ECLI:NL:CRVB:2013:2615
Centrale Raad van Beroep
- Hoger beroep
- Rechtspraak.nl
Herziening en terugvordering van WW-uitkering na melding van werkzaamheden als zelfstandige
In deze zaak gaat het om de herziening, intrekking en terugvordering van een WW-uitkering van appellant, die sinds 21 januari 2009 een uitkering ontving op basis van de Werkloosheidswet (WW). Appellant meldde op 15 december 2009 aan het Uitvoeringsinstituut werknemersverzekeringen (Uwv) dat hij sinds 10 september 2009 als zelfstandig ondernemer werkzaam was. Het Uwv reageerde niet op deze mededeling. In 2011 ontving het Uwv een melding dat appellant van 3 september 2009 tot 17 maart 2010 als zelfstandige had gewerkt en vroeg hij om een overzicht van de gewerkte uren. Na ontvangst van dit overzicht besloot het Uwv op 16 september 2011 de WW-uitkering van appellant te herzien en in te trekken, en vorderde het onverschuldigd betaalde bedrag van € 2.692,20 terug.
Appellant maakte bezwaar tegen dit besluit, maar het Uwv verklaarde het bezwaar ongegrond. De rechtbank Amsterdam vernietigde het besluit voor zover het de terugvordering betrof, omdat appellant vanaf 22 maart 2010 geen werkzaamheden meer had verricht. De rechtbank bevestigde echter de herziening en intrekking van de uitkering. Appellant ging in hoger beroep tegen de uitspraak van de rechtbank, waarbij hij aanvoerde dat het Uwv onzorgvuldig had gehandeld en dat persoonlijke omstandigheden aanleiding zouden moeten geven om van terugvordering af te zien.

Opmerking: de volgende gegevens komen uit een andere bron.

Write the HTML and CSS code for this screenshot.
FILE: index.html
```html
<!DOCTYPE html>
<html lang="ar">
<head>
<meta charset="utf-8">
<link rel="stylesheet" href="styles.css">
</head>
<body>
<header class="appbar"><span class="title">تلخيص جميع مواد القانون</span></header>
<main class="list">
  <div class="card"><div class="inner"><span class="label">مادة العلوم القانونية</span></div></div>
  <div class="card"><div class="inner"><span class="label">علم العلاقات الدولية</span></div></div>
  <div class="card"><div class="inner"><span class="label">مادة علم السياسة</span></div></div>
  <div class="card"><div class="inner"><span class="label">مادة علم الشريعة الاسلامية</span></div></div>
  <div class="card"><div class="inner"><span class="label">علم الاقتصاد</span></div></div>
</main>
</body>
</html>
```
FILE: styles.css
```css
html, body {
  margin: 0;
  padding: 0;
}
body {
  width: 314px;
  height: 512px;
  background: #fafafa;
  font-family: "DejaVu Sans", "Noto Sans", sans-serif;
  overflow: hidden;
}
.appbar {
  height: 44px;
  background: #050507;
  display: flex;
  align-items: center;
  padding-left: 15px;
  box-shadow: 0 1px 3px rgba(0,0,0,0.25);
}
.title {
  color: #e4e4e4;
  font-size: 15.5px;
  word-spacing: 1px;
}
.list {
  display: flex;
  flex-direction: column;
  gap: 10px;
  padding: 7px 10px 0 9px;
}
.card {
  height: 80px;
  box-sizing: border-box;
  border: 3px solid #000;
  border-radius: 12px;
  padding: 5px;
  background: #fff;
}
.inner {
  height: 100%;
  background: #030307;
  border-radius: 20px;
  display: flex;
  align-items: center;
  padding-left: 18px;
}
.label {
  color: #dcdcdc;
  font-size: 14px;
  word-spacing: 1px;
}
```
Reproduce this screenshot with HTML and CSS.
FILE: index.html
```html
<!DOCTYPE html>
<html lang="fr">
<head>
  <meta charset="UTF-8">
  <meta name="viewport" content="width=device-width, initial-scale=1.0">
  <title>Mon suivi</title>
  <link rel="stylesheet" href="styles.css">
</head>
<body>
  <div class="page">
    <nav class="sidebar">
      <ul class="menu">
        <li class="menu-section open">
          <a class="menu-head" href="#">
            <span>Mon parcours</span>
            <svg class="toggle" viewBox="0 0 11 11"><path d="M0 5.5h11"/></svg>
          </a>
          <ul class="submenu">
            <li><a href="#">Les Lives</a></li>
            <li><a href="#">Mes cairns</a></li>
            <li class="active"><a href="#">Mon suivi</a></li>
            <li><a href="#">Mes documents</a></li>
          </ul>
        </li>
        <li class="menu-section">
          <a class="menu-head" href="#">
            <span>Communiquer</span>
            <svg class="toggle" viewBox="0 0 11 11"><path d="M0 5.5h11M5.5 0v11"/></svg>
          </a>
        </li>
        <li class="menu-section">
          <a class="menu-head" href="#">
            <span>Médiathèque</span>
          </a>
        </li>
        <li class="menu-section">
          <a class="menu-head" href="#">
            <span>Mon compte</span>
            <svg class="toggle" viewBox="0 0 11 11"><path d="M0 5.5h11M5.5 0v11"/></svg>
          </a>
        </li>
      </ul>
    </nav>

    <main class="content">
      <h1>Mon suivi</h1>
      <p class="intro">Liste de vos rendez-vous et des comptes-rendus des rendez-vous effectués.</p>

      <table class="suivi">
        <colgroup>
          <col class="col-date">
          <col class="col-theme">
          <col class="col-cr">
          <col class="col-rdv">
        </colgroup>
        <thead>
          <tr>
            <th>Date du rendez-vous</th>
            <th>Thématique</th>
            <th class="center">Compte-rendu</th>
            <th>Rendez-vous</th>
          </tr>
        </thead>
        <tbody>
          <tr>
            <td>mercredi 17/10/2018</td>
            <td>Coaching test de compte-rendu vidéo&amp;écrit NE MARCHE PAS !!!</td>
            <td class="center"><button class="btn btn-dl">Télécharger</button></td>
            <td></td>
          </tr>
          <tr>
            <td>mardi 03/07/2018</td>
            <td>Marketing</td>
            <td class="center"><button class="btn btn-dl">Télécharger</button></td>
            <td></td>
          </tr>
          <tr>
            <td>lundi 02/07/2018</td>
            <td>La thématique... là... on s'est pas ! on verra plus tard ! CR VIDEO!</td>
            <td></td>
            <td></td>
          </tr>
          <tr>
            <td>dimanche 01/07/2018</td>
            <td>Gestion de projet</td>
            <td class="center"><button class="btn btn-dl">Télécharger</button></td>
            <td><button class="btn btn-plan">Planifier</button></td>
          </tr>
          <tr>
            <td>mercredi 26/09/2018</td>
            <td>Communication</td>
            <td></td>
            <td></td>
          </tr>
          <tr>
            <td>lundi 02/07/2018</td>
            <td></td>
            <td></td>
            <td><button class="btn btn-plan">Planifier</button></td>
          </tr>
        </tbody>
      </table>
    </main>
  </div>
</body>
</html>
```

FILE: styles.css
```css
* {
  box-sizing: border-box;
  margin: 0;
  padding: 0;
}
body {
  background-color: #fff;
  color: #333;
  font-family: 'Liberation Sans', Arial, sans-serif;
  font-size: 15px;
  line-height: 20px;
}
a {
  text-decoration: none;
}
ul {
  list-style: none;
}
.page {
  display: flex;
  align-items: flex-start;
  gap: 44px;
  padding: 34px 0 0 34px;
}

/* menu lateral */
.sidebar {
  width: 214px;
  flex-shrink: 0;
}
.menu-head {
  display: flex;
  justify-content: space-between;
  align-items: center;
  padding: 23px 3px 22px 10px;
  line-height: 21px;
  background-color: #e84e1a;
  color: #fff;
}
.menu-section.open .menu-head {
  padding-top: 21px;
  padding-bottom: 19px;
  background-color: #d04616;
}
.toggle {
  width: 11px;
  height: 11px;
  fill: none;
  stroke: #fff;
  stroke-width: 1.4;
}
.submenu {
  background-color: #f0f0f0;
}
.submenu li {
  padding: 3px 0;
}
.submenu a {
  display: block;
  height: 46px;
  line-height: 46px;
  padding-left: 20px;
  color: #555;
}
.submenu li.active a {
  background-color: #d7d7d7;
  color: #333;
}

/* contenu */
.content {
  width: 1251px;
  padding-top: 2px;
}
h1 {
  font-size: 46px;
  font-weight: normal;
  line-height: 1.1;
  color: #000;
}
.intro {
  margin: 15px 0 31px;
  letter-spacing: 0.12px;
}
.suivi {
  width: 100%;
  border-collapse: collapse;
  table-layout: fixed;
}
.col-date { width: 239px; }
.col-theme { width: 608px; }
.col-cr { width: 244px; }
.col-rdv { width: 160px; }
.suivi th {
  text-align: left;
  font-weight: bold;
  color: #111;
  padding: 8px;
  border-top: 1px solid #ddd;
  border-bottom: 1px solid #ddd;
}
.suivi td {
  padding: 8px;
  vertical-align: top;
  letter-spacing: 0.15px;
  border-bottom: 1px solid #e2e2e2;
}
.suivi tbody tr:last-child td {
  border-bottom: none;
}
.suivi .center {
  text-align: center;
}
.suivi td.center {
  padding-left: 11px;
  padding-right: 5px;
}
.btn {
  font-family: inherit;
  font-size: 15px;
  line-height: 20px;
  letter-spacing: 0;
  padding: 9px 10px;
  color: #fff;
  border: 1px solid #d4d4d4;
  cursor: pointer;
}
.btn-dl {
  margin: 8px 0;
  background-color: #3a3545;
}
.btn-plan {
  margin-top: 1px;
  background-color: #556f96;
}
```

De Centrale Raad van Beroep oordeelde dat het Uwv terecht de terugvordering had ingesteld, omdat appellant onverschuldigd WW-uitkering had ontvangen. De Raad oordeelde dat de omstandigheden van appellant, waaronder zijn minimuminkomen en de WIA-uitkering van zijn vrouw, niet voldoende waren om de terugvordering onaanvaardbaar te maken. De Raad bevestigde de uitspraak van de rechtbank en oordeelde dat er geen aanleiding was voor een proceskostenveroordeling. De uitspraak werd gedaan op 27 november 2013.